Will Chinas Pressure on Iran Keep the Strait of Hormuz Open for Global Oil Trade?

Source: Kapitales Research

Highlights:

  • China urges stability: China has reportedly asked Iran to ensure the Strait of Hormuz remains open, highlighting the route’s importance for global oil and gas transportation.
  • Critical global energy chokepoint: Nearly one-fifth of the world’s oil supply moves through the Strait of Hormuz, making any disruption a major concern for global energy markets.
  • Rising geopolitical risks: Increasing tensions in the Middle East are raising fears of tanker disruptions, which could lead to higher shipping costs and volatility in global crude oil prices.

Rising Tensions Threaten a Critical Energy Route

China, the world’s largest crude oil importer, is reportedly urging the Islamic Republic of Iran to keep the Strait of Hormuz open to ensure uninterrupted oil and gas shipments. Located between Iran and Oman, the Strait of Hormuz is a key maritime passage that plays a vital role in transporting energy supplies to global markets. A substantial share of global oil shipments—around one-fifth of total supply—moves through this narrow channel every day, meaning any interruption could quickly disrupt international energy markets and global trade flows.

Recently, rising geopolitical tensions in the Middle East have increased concerns about the security of tanker routes passing through the strait. A slowdown in shipping activity has already heightened fears of supply disruptions and price volatility in international oil markets.

Why China Is Concerned

China relies heavily on crude oil imports from the Middle East, making the stability of the Strait of Hormuz crucial for its energy security. As tensions escalate in the region, Beijing has reportedly communicated its concerns to Tehran, emphasizing the importance of keeping the vital shipping lane open.

Several major Asian economies—including China, India, Japan, and South Korea—depend on energy shipments that travel through this strategic passage. Any prolonged disruption could affect refinery operations, industrial production, and economic stability across the region.

Energy Markets Brace for Impact

The uncertainty surrounding the strait has already begun to influence global oil markets. Shipping companies are becoming increasingly cautious about sending tankers through high-risk zones, while insurance costs for vessels operating in the region have climbed sharply.

Energy analysts warn that if tensions escalate further and tanker traffic declines significantly, global crude oil prices could rise rapidly due to supply concerns.

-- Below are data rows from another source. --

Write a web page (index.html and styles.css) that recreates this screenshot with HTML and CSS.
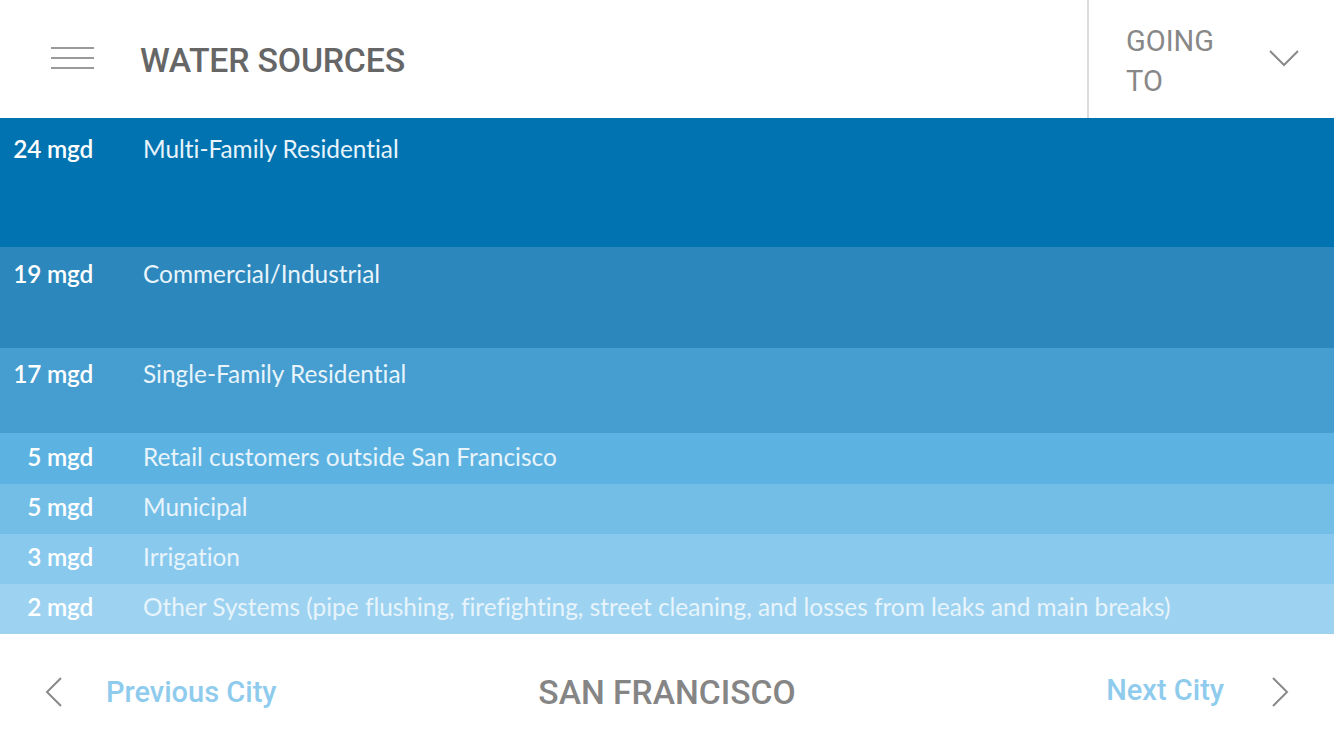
FILE: index.html
```html
<!DOCTYPE html>
<html lang="en">
<head>
<meta charset="utf-8">
<title>Water Sources</title>
<link rel="stylesheet" href="styles.css">
</head>
<body>
<div class="page">
  <header class="header">
    <div class="header-main">
      <button class="menu" aria-label="Menu">
        <svg width="44" height="24" viewBox="0 0 44 24"><g stroke="#9a9a9a" stroke-width="2"><line x1="0" y1="2" x2="43" y2="2"/><line x1="0" y1="12" x2="43" y2="12"/><line x1="0" y1="22" x2="43" y2="22"/></g></svg>
      </button>
      <h1 class="title">WATER SOURCES</h1>
    </div>
    <div class="going">
      <span class="going-text">GOING<br>TO</span>
      <svg class="going-chev" width="30" height="18" viewBox="0 0 30 18"><polyline points="1,2 15,16 29,2" fill="none" stroke="#8a8a8a" stroke-width="2"/></svg>
    </div>
  </header>
  <main class="rows">
    <div class="row row-1"><span class="amt">24 mgd</span><span class="lbl">Multi-Family Residential</span></div>
    <div class="row row-2"><span class="amt">19 mgd</span><span class="lbl">Commercial/Industrial</span></div>
    <div class="row row-3"><span class="amt">17 mgd</span><span class="lbl">Single-Family Residential</span></div>
    <div class="row row-4"><span class="amt">5 mgd</span><span class="lbl">Retail customers outside San Francisco</span></div>
    <div class="row row-5"><span class="amt">5 mgd</span><span class="lbl">Municipal</span></div>
    <div class="row row-6"><span class="amt">3 mgd</span><span class="lbl">Irrigation</span></div>
    <div class="row row-7"><span class="amt">2 mgd</span><span class="lbl">Other Systems (pipe flushing, firefighting, street cleaning, and losses from leaks and main breaks)</span></div>
  </main>
  <footer class="footer">
    <div class="nav nav-prev">
      <svg class="chev" width="20" height="30" viewBox="0 0 20 30"><polyline points="17,1 3,15 17,29" fill="none" stroke="#8a8a8a" stroke-width="2"/></svg>
      <span class="nav-text">Previous City</span>
    </div>
    <div class="city">SAN FRANCISCO</div>
    <div class="nav nav-next">
      <span class="nav-text">Next City</span>
      <svg class="chev" width="20" height="30" viewBox="0 0 20 30"><polyline points="3,1 17,15 3,29" fill="none" stroke="#8a8a8a" stroke-width="2"/></svg>
    </div>
  </footer>
</div>
</body>
</html>
```
FILE: styles.css
```css
* { box-sizing: border-box; }
html, body { margin: 0; padding: 0; background: #fff; }
.page {
  width: 1334px;
  height: 750px;
  display: flex;
  flex-direction: column;
  overflow: hidden;
}
.header {
  height: 118px;
  display: flex;
  flex: none;
}
.header-main {
  flex: 1;
  display: flex;
  align-items: center;
  padding-left: 51px;
}
.menu {
  border: 0;
  background: none;
  padding: 0;
  margin: 0;
  width: 44px;
  height: 24px;
  display: block;
  margin-top: -2px;
}
.menu svg { display: block; }
.title {
  margin: 2px 0 0 45px;
  font-family: Roboto, "Liberation Sans", sans-serif;
  font-weight: 500;
  font-size: 33.8px;
  letter-spacing: -0.2px;
  color: #666;
}
.going {
  width: 247px;
  border-left: 2px solid #dcdcdc;
  display: flex;
  align-items: center;
  padding-left: 37px;
}
.going-text {
  font-family: Roboto, "Liberation Sans", sans-serif;
  font-size: 29px;
  line-height: 40px;
  color: #888;
  width: 131px;
  margin-top: 3px;
}
.going-chev { margin-left: 12px; margin-top: -3px; }
.rows {
  display: flex;
  flex-direction: column;
  flex: none;
}
.row {
  display: flex;
  font-family: Lato, "Noto Sans", sans-serif;
  font-size: 24.4px;
  line-height: 28px;
  padding-top: 10px;
  height: 50px;
  font-variant-ligatures: none;
}
.amt {
  width: 93px;
  text-align: right;
  color: #fff;
  font-weight: 600;
  flex: none;
  letter-spacing: -0.2px;
}
.lbl {
  margin-left: 50px;
  color: #e8f4fb;
  white-space: nowrap;
}
.row-1 { height: 129px; background: #0173b1; padding-top: 17px; }
.row-2 { height: 101px; background: #2c87bc; padding-top: 13px; }
.row-3 { height: 85px; background: #459dd0; padding-top: 12px; }
.row-4 { height: 51px; background: #5cb2e1; padding-top: 10px; }
.row-5 { background: #73bee7; padding-top: 9px; }
.row-6 { background: #89c9ed; padding-top: 9px; }
.row-7 { background: #9dd3f1; padding-top: 9px; }
.footer {
  flex: 1;
  display: grid;
  grid-template-columns: 1fr auto 1fr;
  align-items: center;
  padding: 0 44px 0 44px;
}
.nav {
  display: flex;
  align-items: center;
}
.nav-next { justify-content: flex-end; }
.chev { display: block; }
.nav-text {
  font-family: Roboto, "Liberation Sans", sans-serif;
  font-size: 29px;
  color: #8ecbed;
  font-weight: 500;
}
.nav-prev .nav-text { margin-left: 42px; }
.nav-next .nav-text { margin-right: 46px; margin-top: -4px; }
.city {
  font-family: Roboto, "Liberation Sans", sans-serif;
  font-size: 33.6px;
  font-weight: 500;
  color: #858585;
}
```
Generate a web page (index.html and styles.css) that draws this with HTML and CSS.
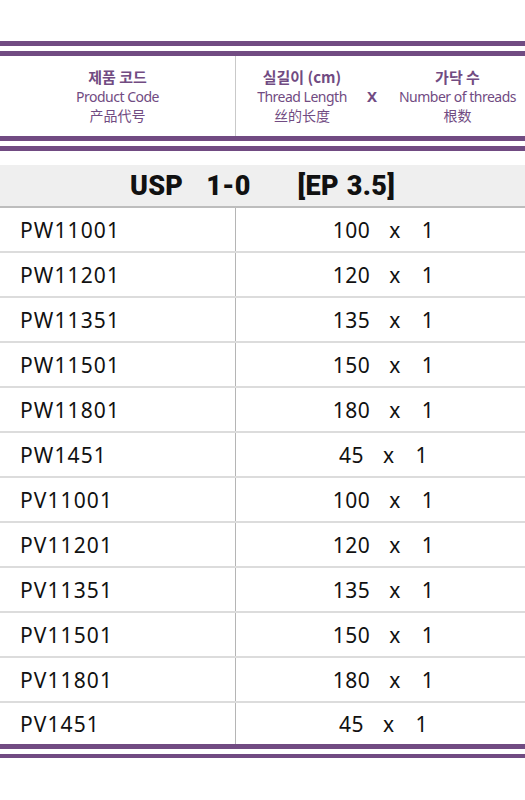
FILE: index.html
```html
<!DOCTYPE html>
<html>
<head>
<meta charset="utf-8">
<link rel="stylesheet" href="styles.css">
</head>
<body>
<div class="page">
  <div class="dbl"><div class="ln"></div><div class="ln"></div></div>
  <div class="head">
    <div class="hcol c1">
      <div class="ko">제품 코드</div>
      <div class="en">Product Code</div>
      <div class="zh">产品代号</div>
    </div>
    <div class="hcol c2">
      <div class="ko">실길이 (cm)</div>
      <div class="en">Thread Length</div>
      <div class="zh">丝的长度</div>
    </div>
    <div class="hx">X</div>
    <div class="hcol c3">
      <div class="ko">가닥 수</div>
      <div class="en">Number of threads</div>
      <div class="zh">根数</div>
    </div>
  </div>
  <div class="dbl"><div class="ln"></div><div class="ln"></div></div>
  <div class="title"><span>USP</span><span class="g1">1-0</span><span class="g2">[EP</span><span class="g3">3.5]</span></div>
  <div class="rows">
    <div class="row"><div class="code">PW11001</div><div class="val"><span class="n">100</span><span class="x">x</span><span>1</span></div></div>
    <div class="row"><div class="code">PW11201</div><div class="val"><span class="n">120</span><span class="x">x</span><span>1</span></div></div>
    <div class="row"><div class="code">PW11351</div><div class="val"><span class="n">135</span><span class="x">x</span><span>1</span></div></div>
    <div class="row"><div class="code">PW11501</div><div class="val"><span class="n">150</span><span class="x">x</span><span>1</span></div></div>
    <div class="row"><div class="code">PW11801</div><div class="val"><span class="n">180</span><span class="x">x</span><span>1</span></div></div>
    <div class="row"><div class="code">PW1451</div><div class="val"><span class="n">45</span><span class="x">x</span><span>1</span></div></div>
    <div class="row"><div class="code">PV11001</div><div class="val"><span class="n">100</span><span class="x">x</span><span>1</span></div></div>
    <div class="row"><div class="code">PV11201</div><div class="val"><span class="n">120</span><span class="x">x</span><span>1</span></div></div>
    <div class="row"><div class="code">PV11351</div><div class="val"><span class="n">135</span><span class="x">x</span><span>1</span></div></div>
    <div class="row"><div class="code">PV11501</div><div class="val"><span class="n">150</span><span class="x">x</span><span>1</span></div></div>
    <div class="row"><div class="code">PV11801</div><div class="val"><span class="n">180</span><span class="x">x</span><span>1</span></div></div>
    <div class="row last"><div class="code">PV1451</div><div class="val"><span class="n">45</span><span class="x">x</span><span>1</span></div></div>
  </div>
  <div class="dbl"><div class="ln"></div><div class="ln thin"></div></div>
</div>
</body>
</html>
```

FILE: styles.css
```css
html, body {
  margin: 0;
  padding: 0;
  background: #fff;
}
.page {
  width: 525px;
  padding-top: 41px;
  font-family: "Noto Sans", "Noto Sans CJK KR", sans-serif;
}
.dbl {
  display: flex;
  flex-direction: column;
  gap: 5px;
}
.ln {
  height: 5px;
  background: #714b82;
}
.ln.thin {
  height: 4px;
}
.head {
  height: 80px;
  display: grid;
  grid-template-columns: 236px 130px 12px 1fr;
  align-items: center;
  color: #714b82;
  text-align: center;
}
.hcol {
  display: flex;
  flex-direction: column;
  align-items: center;
  line-height: 19px;
}
.c1 {
  height: 100%;
  justify-content: center;
  border-right: 1px solid #c9c9c9;
}
.c2 {
  padding-left: 2px;
}
.c3 {
  padding-left: 12px;
}
.ko {
  font-family: "Noto Sans CJK KR", sans-serif;
  font-weight: 700;
  font-size: 15px;
  margin-bottom: 1px;
}
.en {
  font-size: 14px;
  letter-spacing: -0.5px;
  white-space: nowrap;
}
.zh {
  font-family: "Noto Sans CJK SC", sans-serif;
  font-size: 14px;
}
.hx {
  font-weight: 700;
  font-size: 15px;
  font-family: "Noto Sans", sans-serif;
}
.title {
  margin-top: 14px;
  height: 41px;
  background: #efefef;
  border-bottom: 2px solid #bdbdbd;
  display: flex;
  align-items: center;
  justify-content: center;
  font-family: "Roboto", sans-serif;
  font-weight: 900;
  font-size: 27px;
  letter-spacing: 0.3px;
  color: #111;
}
.title .g1 { margin-left: 23px; }
.title .g2 { margin-left: 47px; }
.title .g3 { margin-left: 8px; }
.rows {
  display: flex;
  flex-direction: column;
}
.row {
  height: 45px;
  display: grid;
  grid-template-columns: 236px 1fr;
  border-bottom: 2px solid #dcdcdc;
  box-sizing: border-box;
  font-size: 21px;
  color: #111;
}
.row.last {
  border-bottom: none;
  height: 41px;
}
.code {
  border-right: 1px solid #b5b5b5;
  display: flex;
  align-items: center;
  padding-left: 20px;
  letter-spacing: 1.1px;
}
.val {
  display: flex;
  align-items: center;
  justify-content: center;
  padding-left: 6px;
  letter-spacing: 0.5px;
}
.val .x {
  margin: 0 21px 0 19px;
}
```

A Key Bottleneck in Global Oil Transport

The Strait of Hormuz remains a highly strategic yet sensitive maritime passage that plays a crucial role in the movement of global energy supplies. Millions of barrels of oil pass through the corridor daily, linking major producers in the Middle East with key consumers in Asia, Europe, and beyond.

As diplomatic efforts intensify, the global energy market will closely monitor whether regional tensions ease or continue to threaten one of the world’s most vital oil supply routes.

Note- All data presented is based on information available at the time of writing.